To understand Márcia Girardi’s work, one must let go of the idea that a studio
is a place for spontaneous creation. Her workspace is, first and foremost, a
laboratory, and her practice is a continuation of research through other
means. With a strong and relevant academic background (Mackenzie,
UNICAMP, USP), Márcia is not an artist who draws inspiration from nature; she
is an intellectual who thinks with nature. Her work is a form of knowledge, an
archaeology of matter that excavates layers of memory, ruin, and resilience
embedded in the natural world.
Born in São Paulo, her path is marked by rare consistency.

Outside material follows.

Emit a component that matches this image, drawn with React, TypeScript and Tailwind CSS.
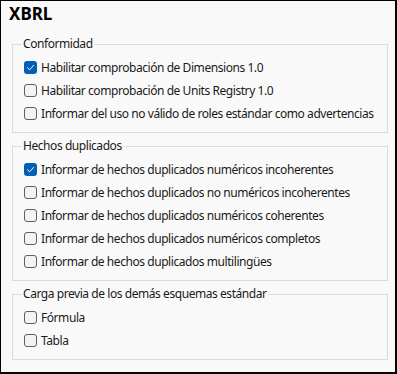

From her early
participations in prestigious venues like the “III Bienal de Santos” and the “II
National Competition of the Accademia Internazionale d’Arte Moderna in
Brazil,” to recent exhibitions in cutting-edge galleries like ArtLab Gallery, her
presence in the art circuit is constant. This solid practical foundation has been
deepened by an equally rigorous intellectual immersion (Master’s, Doctorate,
and Post-doctorate), shaping her as a research-driven artist in her fullest
form.
Márcia does not create from a blank canvas. Her starting point is the fractured
world, the history accumulated in layers of soil and in traces of what has been
erased. Her academic and artistic journey—marked by decades of research,
teaching, and production—is inseparable from her creation. The rigor of
thought finds a physical extension in matter, and it is from this fusion that her
work breathes.
Her thinking is nourished by interlocutors such as Anselm Kiefer and Frans
Krajcberg, whom she met in Nova Viçosa during her research. From them,
Márcia Girardi developed a visual poetics committed to the connection
between art, ecology, gesture, and reflection. Her approach, however, goes
beyond denunciation: it proposes the reconstruction of meaning through the
gathering of fragments—material, historical, and symbolic—that, in her hands,
become seeds of new futures.
In the presence of her works, it is not enough to simply look. One must read the
textures, decipher the scars, sense the silences. The landscape is not a mere
representation—it is a body. Burnt earth, raw wood, natural pigments, and
organic structures make up her visual vocabulary. Each chosen material
carries a narrative, a trace of history that the artist transforms into art.